** Begin **
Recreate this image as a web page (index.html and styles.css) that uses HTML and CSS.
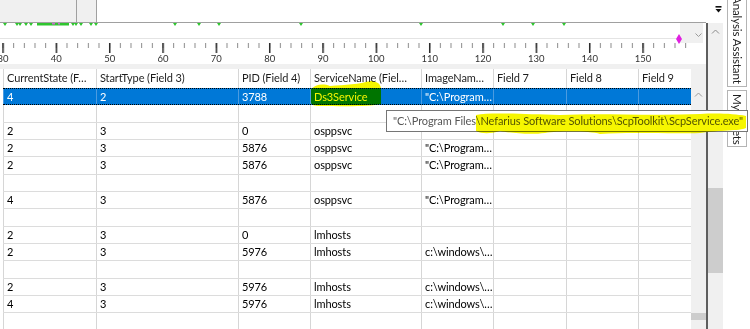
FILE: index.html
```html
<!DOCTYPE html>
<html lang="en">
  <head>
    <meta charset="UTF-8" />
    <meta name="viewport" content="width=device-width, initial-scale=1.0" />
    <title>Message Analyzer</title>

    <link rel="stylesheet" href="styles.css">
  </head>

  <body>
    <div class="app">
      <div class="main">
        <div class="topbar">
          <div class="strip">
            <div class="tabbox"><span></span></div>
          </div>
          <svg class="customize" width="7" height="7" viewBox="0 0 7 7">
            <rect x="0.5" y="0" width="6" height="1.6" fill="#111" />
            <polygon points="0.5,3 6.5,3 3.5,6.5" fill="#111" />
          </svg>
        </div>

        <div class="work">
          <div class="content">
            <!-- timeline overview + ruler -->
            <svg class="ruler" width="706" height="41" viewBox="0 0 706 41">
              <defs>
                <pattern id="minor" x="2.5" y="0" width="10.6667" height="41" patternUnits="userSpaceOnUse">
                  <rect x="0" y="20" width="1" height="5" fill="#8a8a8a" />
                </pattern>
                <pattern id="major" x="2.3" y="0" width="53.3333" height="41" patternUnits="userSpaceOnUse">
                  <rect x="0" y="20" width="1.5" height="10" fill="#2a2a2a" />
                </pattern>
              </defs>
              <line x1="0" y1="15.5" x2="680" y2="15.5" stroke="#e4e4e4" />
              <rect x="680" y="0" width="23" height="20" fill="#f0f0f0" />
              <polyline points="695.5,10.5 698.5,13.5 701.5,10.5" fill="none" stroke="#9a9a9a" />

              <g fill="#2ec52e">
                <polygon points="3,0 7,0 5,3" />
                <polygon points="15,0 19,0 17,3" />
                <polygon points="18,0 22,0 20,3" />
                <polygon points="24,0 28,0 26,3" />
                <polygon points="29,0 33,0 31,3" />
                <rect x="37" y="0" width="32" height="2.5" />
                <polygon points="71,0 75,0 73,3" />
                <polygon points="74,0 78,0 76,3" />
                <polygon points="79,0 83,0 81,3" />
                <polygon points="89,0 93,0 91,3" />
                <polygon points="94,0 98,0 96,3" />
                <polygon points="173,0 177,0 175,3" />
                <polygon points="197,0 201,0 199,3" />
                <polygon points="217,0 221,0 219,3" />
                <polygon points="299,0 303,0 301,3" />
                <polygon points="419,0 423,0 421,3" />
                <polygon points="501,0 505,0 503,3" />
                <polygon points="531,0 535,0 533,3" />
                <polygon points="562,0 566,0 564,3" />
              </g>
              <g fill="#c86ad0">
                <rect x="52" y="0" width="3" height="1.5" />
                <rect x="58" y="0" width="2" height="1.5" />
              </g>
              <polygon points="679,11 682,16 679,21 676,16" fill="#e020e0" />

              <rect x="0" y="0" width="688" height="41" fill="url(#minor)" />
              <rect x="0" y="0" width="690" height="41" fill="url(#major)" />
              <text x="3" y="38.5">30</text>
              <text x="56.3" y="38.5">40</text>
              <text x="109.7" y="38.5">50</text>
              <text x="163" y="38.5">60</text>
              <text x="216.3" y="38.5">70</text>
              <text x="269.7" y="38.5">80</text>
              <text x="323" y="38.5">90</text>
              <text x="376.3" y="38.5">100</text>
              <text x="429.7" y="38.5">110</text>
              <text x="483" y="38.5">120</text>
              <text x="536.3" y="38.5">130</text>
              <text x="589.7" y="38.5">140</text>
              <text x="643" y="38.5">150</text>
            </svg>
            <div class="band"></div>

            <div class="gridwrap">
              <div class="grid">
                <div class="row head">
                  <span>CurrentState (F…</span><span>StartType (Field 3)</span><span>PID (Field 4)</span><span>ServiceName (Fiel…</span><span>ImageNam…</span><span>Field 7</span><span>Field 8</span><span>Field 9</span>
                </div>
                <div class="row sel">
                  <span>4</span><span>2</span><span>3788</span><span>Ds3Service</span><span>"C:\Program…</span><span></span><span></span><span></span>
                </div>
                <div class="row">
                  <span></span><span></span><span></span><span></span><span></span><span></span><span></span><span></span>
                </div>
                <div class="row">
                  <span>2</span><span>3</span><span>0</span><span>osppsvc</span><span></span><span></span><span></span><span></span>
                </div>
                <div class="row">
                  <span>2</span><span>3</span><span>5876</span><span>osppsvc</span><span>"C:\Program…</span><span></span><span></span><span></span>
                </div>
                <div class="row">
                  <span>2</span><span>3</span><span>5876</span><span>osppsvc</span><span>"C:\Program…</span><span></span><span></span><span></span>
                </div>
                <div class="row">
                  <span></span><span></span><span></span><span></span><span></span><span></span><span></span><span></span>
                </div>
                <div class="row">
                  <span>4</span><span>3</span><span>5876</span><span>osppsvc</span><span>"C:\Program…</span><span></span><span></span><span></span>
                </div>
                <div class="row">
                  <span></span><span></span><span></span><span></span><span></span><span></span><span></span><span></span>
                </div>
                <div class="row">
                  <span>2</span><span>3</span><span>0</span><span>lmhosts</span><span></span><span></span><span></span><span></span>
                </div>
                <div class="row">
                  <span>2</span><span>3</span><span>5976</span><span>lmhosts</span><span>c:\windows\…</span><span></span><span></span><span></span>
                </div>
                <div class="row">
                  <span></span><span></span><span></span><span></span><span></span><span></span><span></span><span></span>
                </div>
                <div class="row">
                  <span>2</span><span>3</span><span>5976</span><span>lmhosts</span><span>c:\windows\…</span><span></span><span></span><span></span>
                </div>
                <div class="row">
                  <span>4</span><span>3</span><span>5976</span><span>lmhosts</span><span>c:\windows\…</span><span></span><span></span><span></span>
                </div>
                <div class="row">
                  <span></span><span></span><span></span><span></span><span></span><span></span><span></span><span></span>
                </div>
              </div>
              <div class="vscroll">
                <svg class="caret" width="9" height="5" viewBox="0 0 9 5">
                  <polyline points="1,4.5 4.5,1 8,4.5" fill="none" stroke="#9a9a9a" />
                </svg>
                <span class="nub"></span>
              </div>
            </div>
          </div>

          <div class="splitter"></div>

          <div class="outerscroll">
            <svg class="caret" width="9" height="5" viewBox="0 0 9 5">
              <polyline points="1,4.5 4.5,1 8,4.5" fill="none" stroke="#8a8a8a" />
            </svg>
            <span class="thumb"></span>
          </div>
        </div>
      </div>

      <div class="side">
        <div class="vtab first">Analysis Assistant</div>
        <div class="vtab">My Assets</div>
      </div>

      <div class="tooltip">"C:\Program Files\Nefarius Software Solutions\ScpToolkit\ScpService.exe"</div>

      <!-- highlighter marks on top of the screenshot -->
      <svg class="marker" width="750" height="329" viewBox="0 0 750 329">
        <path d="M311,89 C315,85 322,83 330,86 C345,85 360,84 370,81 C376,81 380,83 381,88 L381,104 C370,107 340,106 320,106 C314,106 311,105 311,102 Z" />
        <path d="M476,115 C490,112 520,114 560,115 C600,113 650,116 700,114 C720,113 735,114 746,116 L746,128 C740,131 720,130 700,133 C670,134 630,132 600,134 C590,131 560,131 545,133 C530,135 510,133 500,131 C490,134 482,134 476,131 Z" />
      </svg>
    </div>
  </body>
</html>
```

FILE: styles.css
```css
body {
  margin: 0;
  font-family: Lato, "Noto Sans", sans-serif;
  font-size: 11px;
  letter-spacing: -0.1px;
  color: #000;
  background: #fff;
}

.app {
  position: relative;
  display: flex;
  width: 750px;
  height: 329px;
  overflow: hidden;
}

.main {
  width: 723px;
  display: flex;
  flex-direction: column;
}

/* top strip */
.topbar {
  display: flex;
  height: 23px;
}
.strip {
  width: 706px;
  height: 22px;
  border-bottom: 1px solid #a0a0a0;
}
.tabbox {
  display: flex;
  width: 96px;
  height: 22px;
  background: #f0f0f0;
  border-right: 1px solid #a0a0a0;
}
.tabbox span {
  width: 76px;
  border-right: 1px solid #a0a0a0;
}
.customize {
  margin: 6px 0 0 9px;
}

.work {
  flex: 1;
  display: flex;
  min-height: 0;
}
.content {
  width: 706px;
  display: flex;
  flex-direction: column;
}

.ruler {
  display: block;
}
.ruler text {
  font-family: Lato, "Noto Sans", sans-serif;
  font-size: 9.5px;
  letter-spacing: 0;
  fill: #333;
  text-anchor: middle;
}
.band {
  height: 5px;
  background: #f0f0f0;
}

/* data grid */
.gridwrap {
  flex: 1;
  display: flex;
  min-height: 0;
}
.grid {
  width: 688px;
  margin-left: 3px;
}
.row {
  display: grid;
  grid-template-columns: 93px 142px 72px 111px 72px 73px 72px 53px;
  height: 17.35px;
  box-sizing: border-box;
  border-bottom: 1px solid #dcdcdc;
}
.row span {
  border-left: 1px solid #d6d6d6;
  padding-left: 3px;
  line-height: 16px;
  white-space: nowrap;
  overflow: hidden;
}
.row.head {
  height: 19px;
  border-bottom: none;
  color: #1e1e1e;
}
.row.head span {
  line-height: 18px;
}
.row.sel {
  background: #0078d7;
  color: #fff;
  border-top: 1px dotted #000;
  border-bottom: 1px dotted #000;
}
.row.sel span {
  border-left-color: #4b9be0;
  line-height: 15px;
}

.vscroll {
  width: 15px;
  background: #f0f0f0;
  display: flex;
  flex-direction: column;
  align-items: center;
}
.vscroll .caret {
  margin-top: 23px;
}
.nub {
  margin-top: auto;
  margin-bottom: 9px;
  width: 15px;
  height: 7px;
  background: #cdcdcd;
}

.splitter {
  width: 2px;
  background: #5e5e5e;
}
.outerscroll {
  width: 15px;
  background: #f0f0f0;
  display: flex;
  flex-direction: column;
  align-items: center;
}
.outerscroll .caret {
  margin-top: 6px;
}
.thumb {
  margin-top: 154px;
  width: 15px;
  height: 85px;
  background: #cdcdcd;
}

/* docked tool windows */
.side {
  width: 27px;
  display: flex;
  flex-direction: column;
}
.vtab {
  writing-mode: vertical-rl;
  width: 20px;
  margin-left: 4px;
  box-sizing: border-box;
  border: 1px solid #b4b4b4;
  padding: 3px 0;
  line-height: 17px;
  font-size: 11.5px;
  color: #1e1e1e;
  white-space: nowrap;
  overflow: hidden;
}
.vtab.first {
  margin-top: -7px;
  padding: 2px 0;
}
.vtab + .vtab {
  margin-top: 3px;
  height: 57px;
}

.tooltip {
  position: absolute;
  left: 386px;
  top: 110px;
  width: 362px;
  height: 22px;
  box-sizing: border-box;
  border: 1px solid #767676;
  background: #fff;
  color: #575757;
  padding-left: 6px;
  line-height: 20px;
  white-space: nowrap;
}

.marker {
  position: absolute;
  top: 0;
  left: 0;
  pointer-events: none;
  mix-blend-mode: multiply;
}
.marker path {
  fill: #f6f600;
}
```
** End **
Report the number of lines above containing the word "styles", with no other text.

3